Aim of the exercise » Write the material out again in full, word for word. Do not include the pictures.

····················

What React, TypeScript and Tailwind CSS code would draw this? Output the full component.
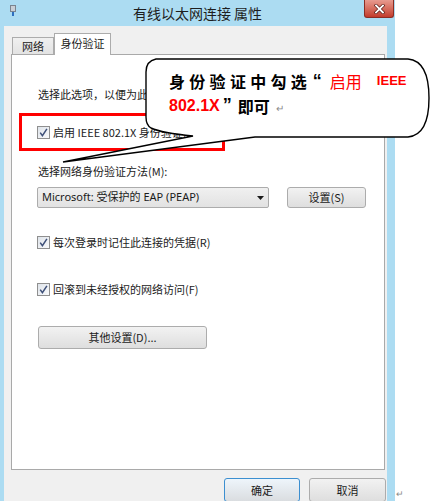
import React from "react";

const ui = { fontFamily: '"Noto Sans", "Noto Sans CJK SC", sans-serif' };
const cjk = { fontFamily: '"Noto Sans CJK SC", "Noto Sans", sans-serif' };
const lat = { fontFamily: '"Liberation Sans", sans-serif' };

function Check() {
  return (
    <span className="w-[13px] h-[13px] shrink-0 border border-[#8f8f8f] bg-linear-to-br from-[#dfe4ea] to-[#f8f9fb] flex items-center justify-center">
      <svg width="9" height="9" viewBox="0 0 9 9">
        <path d="M1.2 4.6 L3.4 7.6 L7.9 0.8" stroke="#3d4f78" strokeWidth="1.5" fill="none" />
      </svg>
    </span>
  );
}

function CheckRow({ label }: { label: string }) {
  return (
    <div className="flex items-center h-[16px] gap-[3px]">
      <Check />
      <span className="text-[11px] leading-[16px] text-[#1b1b1b] whitespace-nowrap" style={cjk}>
        {label}
      </span>
    </div>
  );
}

function Btn({ label, className }: { label: string; className: string }) {
  return (
    <div
      className={
        "flex items-center justify-center rounded-[3px] border border-[#acacac] bg-linear-to-b from-[#f2f2f2] to-[#dedede] text-[11px] text-[#1b1b1b] " +
        className
      }
      style={cjk}
    >
      {label}
    </div>
  );
}

export default function App() {
  return (
    <div className="relative w-[433px] h-[501px] overflow-hidden bg-white" style={ui}>
      <div className="w-[395px] h-[501px] bg-[#acdcf2] flex flex-col">
        {/* Title bar */}
        <div className="h-[26px] grid grid-cols-[1fr_auto_1fr] shrink-0">
          <div className="flex items-start pl-[10px] pt-[5px]">
            <svg width="6" height="11" viewBox="0 0 6 11">
              <rect x="0.5" y="0.5" width="5" height="6" fill="#c9cfd6" stroke="#7a848f" />
              <rect x="2" y="7" width="2" height="4" fill="#2f6fbf" />
            </svg>
          </div>
          <div className="flex items-center justify-center text-[14px] text-[#1e1e1e] leading-none pb-[1px]" style={cjk}>
            有线以太网连接 属性
          </div>
          <div className="flex justify-end pr-[1px]">
            <div className="w-[30px] h-[18px] border border-[#8b2d24] border-t-0 rounded-b-[3px] bg-linear-to-b from-[#e79a8f] to-[#c23a2b] flex items-center justify-center">
              <svg width="11" height="10" viewBox="0 0 11 10">
                <path d="M2 1.5 L9 8.5 M9 1.5 L2 8.5" stroke="#5a1a14" strokeWidth="3.2" strokeLinecap="square" />
                <path d="M2 1.5 L9 8.5 M9 1.5 L2 8.5" stroke="#ffffff" strokeWidth="1.8" strokeLinecap="square" />
              </svg>
            </div>
          </div>
        </div>

        {/* Client area */}
        <div className="ml-[4px] w-[383px] flex-1 bg-[#f0f0f0] flex flex-col">
          {/* Tabs */}
          <div className="flex items-end ml-[8px] mt-[7px] h-[21px]">
            <div className="w-[42px] h-[17px] border border-[#acacac] border-b-0 bg-linear-to-b from-[#f0f0f0] to-[#e3e3e3] flex items-center justify-center text-[11px] text-[#1b1b1b]" style={cjk}>
              网络
            </div>
            <div className="relative z-10 -mb-px w-[57px] h-[22px] border border-[#acacac] border-b-0 bg-white flex items-center justify-center text-[11px] text-[#1b1b1b] pb-[2px]" style={cjk}>
              身份验证
            </div>
          </div>

          {/* Panel */}
          <div className="ml-[7px] w-[374px] h-[416px] border border-[#a9a9a9] bg-white flex flex-col overflow-hidden">
            <div className="mt-[31px] pl-[26px] text-[11px] leading-[16px] text-[#1b1b1b] whitespace-nowrap" style={cjk}>
              选择此选项，以便为此以太网适配器提供经过身份验证的网络访问。
            </div>

            <div className="mt-[11px] ml-[7px] w-[206px] h-[38px] border-[3px] border-[#ff0000] flex items-center pl-[15px]">
              <CheckRow label="启用 IEEE 802.1X 身份验证(N)" />
            </div>

            <div className="mt-[12px] pl-[26px] text-[11px] leading-[16px] text-[#1b1b1b] whitespace-nowrap" style={cjk}>
              选择网络身份验证方法(M):
            </div>

            <div className="mt-[8px] pl-[25px] flex items-center">
              <div className="w-[232px] h-[21px] rounded-[2px] border border-[#acacac] bg-linear-to-b from-[#f0f0f0] to-[#e2e2e2] flex items-center justify-between pl-[4px] pr-[4px]">
                <span className="text-[11px] text-[#1b1b1b] whitespace-nowrap" style={ui}>
                  Microsoft: 受保护的 EAP (PEAP)
                </span>
                <svg width="7" height="4" viewBox="0 0 7 4">
                  <path d="M0 0 L7 0 L3.5 4 Z" fill="#1b1b1b" />
                </svg>
              </div>
              <Btn label="设置(S)" className="ml-[18px] w-[79px] h-[21px]" />
            </div>

            <div className="mt-[26px] pl-[25px]">
              <CheckRow label="每次登录时记住此连接的凭据(R)" />
            </div>

            <div className="mt-[31px] pl-[25px]">
              <CheckRow label="回滚到未经授权的网络访问(F)" />
            </div>

            <div className="mt-[29px] pl-[26px]">
              <Btn label="其他设置(D)..." className="w-[169px] h-[23px]" />
            </div>
          </div>

          {/* Bottom buttons */}
          <div className="flex justify-end gap-[9px] mt-[8px] pr-[1px]">
            <div className="w-[76px] h-[24px] rounded-[3px] border border-[#3c8fd0] bg-linear-to-b from-[#eef5fb] to-[#dadde0] flex items-center justify-center text-[11px] text-[#1b1b1b]" style={cjk}>
              确定
            </div>
            <Btn label="取消" className="w-[77px] h-[24px]" />
          </div>
        </div>
      </div>

      {/* paragraph mark outside window */}
      <div className="absolute left-[396px] top-[489px] text-[9px] leading-none text-[#8a8a8a]" style={ui}>
        ↵
      </div>

      {/* Callout bubble */}
      <svg
        className="absolute left-[60px] top-[55px]"
        width="373"
        height="110"
        viewBox="60 55 373 110"
      >
        <path
          d="M156 59 L408 59 Q429 61 429 98 Q429 135 408 137 L255 137 L63 162 L193 136 Q162 133 151 128 Q146 125 146 117 L146 72 Q146 61 156 59 Z"
          fill="#ffffff"
          stroke="#000000"
          strokeWidth="1.4"
          strokeLinejoin="miter"
        />
      </svg>
      <div className="absolute left-[169px] top-[69px] flex flex-col" style={cjk}>
        <div className="h-[24px] flex items-center whitespace-nowrap">
          <span className="text-[16px] font-bold text-black tracking-[4.3px]">身份验证中勾</span>
          <span className="text-[16px] font-bold text-black">选</span>
          <span className="inline-block w-[23px] pl-[6px] text-[18px] font-bold text-black" style={lat}>“</span>
          <span className="text-[16px] text-[#ff0000]">启用</span>
          <span className="text-[13px] font-bold text-[#ff0000] ml-[15px]" style={lat}>IEEE</span>
        </div>
        <div className="h-[25px] flex items-center whitespace-nowrap">
          <span className="text-[16px] font-bold text-[#ff0000]" style={lat}>802.1X</span>
          <span className="inline-block w-[18px] pl-[3px] text-[18px] font-bold text-black" style={lat}>”</span>
          <span className="text-[16px] font-bold text-black">即可</span>
          <span className="text-[10px] text-[#8a8a8a] ml-[6px] mt-[4px]">↵</span>
        </div>
      </div>
    </div>
  );
}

····················

Finished exercise »
What React, TypeScript and Tailwind CSS code would draw this? Output the full component.
import React from "react";

const ui = { fontFamily: '"Noto Sans", "Noto Sans CJK SC", sans-serif' };
const cjk = { fontFamily: '"Noto Sans CJK SC", "Noto Sans", sans-serif' };
const lat = { fontFamily: '"Liberation Sans", sans-serif' };

function Check() {
  return (
    <span className="w-[13px] h-[13px] shrink-0 border border-[#8f8f8f] bg-linear-to-br from-[#dfe4ea] to-[#f8f9fb] flex items-center justify-center">
      <svg width="9" height="9" viewBox="0 0 9 9">
        <path d="M1.2 4.6 L3.4 7.6 L7.9 0.8" stroke="#3d4f78" strokeWidth="1.5" fill="none" />
      </svg>
    </span>
  );
}

function CheckRow({ label }: { label: string }) {
  return (
    <div className="flex items-center h-[16px] gap-[3px]">
      <Check />
      <span className="text-[11px] leading-[16px] text-[#1b1b1b] whitespace-nowrap" style={cjk}>
        {label}
      </span>
    </div>
  );
}

function Btn({ label, className }: { label: string; className: string }) {
  return (
    <div
      className={
        "flex items-center justify-center rounded-[3px] border border-[#acacac] bg-linear-to-b from-[#f2f2f2] to-[#dedede] text-[11px] text-[#1b1b1b] " +
        className
      }
      style={cjk}
    >
      {label}
    </div>
  );
}

export default function App() {
  return (
    <div className="relative w-[433px] h-[501px] overflow-hidden bg-white" style={ui}>
      <div className="w-[395px] h-[501px] bg-[#acdcf2] flex flex-col">
        {/* Title bar */}
        <div className="h-[26px] grid grid-cols-[1fr_auto_1fr] shrink-0">
          <div className="flex items-start pl-[10px] pt-[5px]">
            <svg width="6" height="11" viewBox="0 0 6 11">
              <rect x="0.5" y="0.5" width="5" height="6" fill="#c9cfd6" stroke="#7a848f" />
              <rect x="2" y="7" width="2" height="4" fill="#2f6fbf" />
            </svg>
          </div>
          <div className="flex items-center justify-center text-[14px] text-[#1e1e1e] leading-none pb-[1px]" style={cjk}>
            有线以太网连接 属性
          </div>
          <div className="flex justify-end pr-[1px]">
            <div className="w-[30px] h-[18px] border border-[#8b2d24] border-t-0 rounded-b-[3px] bg-linear-to-b from-[#e79a8f] to-[#c23a2b] flex items-center justify-center">
              <svg width="11" height="10" viewBox="0 0 11 10">
                <path d="M2 1.5 L9 8.5 M9 1.5 L2 8.5" stroke="#5a1a14" strokeWidth="3.2" strokeLinecap="square" />
                <path d="M2 1.5 L9 8.5 M9 1.5 L2 8.5" stroke="#ffffff" strokeWidth="1.8" strokeLinecap="square" />
              </svg>
            </div>
          </div>
        </div>

        {/* Client area */}
        <div className="ml-[4px] w-[383px] flex-1 bg-[#f0f0f0] flex flex-col">
          {/* Tabs */}
          <div className="flex items-end ml-[8px] mt-[7px] h-[21px]">
            <div className="w-[42px] h-[17px] border border-[#acacac] border-b-0 bg-linear-to-b from-[#f0f0f0] to-[#e3e3e3] flex items-center justify-center text-[11px] text-[#1b1b1b]" style={cjk}>
              网络
            </div>
            <div className="relative z-10 -mb-px w-[57px] h-[22px] border border-[#acacac] border-b-0 bg-white flex items-center justify-center text-[11px] text-[#1b1b1b] pb-[2px]" style={cjk}>
              身份验证
            </div>
          </div>

          {/* Panel */}
          <div className="ml-[7px] w-[374px] h-[416px] border border-[#a9a9a9] bg-white flex flex-col overflow-hidden">
            <div className="mt-[31px] pl-[26px] text-[11px] leading-[16px] text-[#1b1b1b] whitespace-nowrap" style={cjk}>
              选择此选项，以便为此以太网适配器提供经过身份验证的网络访问。
            </div>

            <div className="mt-[11px] ml-[7px] w-[206px] h-[38px] border-[3px] border-[#ff0000] flex items-center pl-[15px]">
              <CheckRow label="启用 IEEE 802.1X 身份验证(N)" />
            </div>

            <div className="mt-[12px] pl-[26px] text-[11px] leading-[16px] text-[#1b1b1b] whitespace-nowrap" style={cjk}>
              选择网络身份验证方法(M):
            </div>

            <div className="mt-[8px] pl-[25px] flex items-center">
              <div className="w-[232px] h-[21px] rounded-[2px] border border-[#acacac] bg-linear-to-b from-[#f0f0f0] to-[#e2e2e2] flex items-center justify-between pl-[4px] pr-[4px]">
                <span className="text-[11px] text-[#1b1b1b] whitespace-nowrap" style={ui}>
                  Microsoft: 受保护的 EAP (PEAP)
                </span>
                <svg width="7" height="4" viewBox="0 0 7 4">
                  <path d="M0 0 L7 0 L3.5 4 Z" fill="#1b1b1b" />
                </svg>
              </div>
              <Btn label="设置(S)" className="ml-[18px] w-[79px] h-[21px]" />
            </div>

            <div className="mt-[26px] pl-[25px]">
              <CheckRow label="每次登录时记住此连接的凭据(R)" />
            </div>

            <div className="mt-[31px] pl-[25px]">
              <CheckRow label="回滚到未经授权的网络访问(F)" />
            </div>

            <div className="mt-[29px] pl-[26px]">
              <Btn label="其他设置(D)..." className="w-[169px] h-[23px]" />
            </div>
          </div>

          {/* Bottom buttons */}
          <div className="flex justify-end gap-[9px] mt-[8px] pr-[1px]">
            <div className="w-[76px] h-[24px] rounded-[3px] border border-[#3c8fd0] bg-linear-to-b from-[#eef5fb] to-[#dadde0] flex items-center justify-center text-[11px] text-[#1b1b1b]" style={cjk}>
              确定
            </div>
            <Btn label="取消" className="w-[77px] h-[24px]" />
          </div>
        </div>
      </div>

      {/* paragraph mark outside window */}
      <div className="absolute left-[396px] top-[489px] text-[9px] leading-none text-[#8a8a8a]" style={ui}>
        ↵
      </div>

      {/* Callout bubble */}
      <svg
        className="absolute left-[60px] top-[55px]"
        width="373"
        height="110"
        viewBox="60 55 373 110"
      >
        <path
          d="M156 59 L408 59 Q429 61 429 98 Q429 135 408 137 L255 137 L63 162 L193 136 Q162 133 151 128 Q146 125 146 117 L146 72 Q146 61 156 59 Z"
          fill="#ffffff"
          stroke="#000000"
          strokeWidth="1.4"
          strokeLinejoin="miter"
        />
      </svg>
      <div className="absolute left-[169px] top-[69px] flex flex-col" style={cjk}>
        <div className="h-[24px] flex items-center whitespace-nowrap">
          <span className="text-[16px] font-bold text-black tracking-[4.3px]">身份验证中勾</span>
          <span className="text-[16px] font-bold text-black">选</span>
          <span className="inline-block w-[23px] pl-[6px] text-[18px] font-bold text-black" style={lat}>“</span>
          <span className="text-[16px] text-[#ff0000]">启用</span>
          <span className="text-[13px] font-bold text-[#ff0000] ml-[15px]" style={lat}>IEEE</span>
        </div>
        <div className="h-[25px] flex items-center whitespace-nowrap">
          <span className="text-[16px] font-bold text-[#ff0000]" style={lat}>802.1X</span>
          <span className="inline-block w-[18px] pl-[3px] text-[18px] font-bold text-black" style={lat}>”</span>
          <span className="text-[16px] font-bold text-black">即可</span>
          <span className="text-[10px] text-[#8a8a8a] ml-[6px] mt-[4px]">↵</span>
        </div>
      </div>
    </div>
  );
}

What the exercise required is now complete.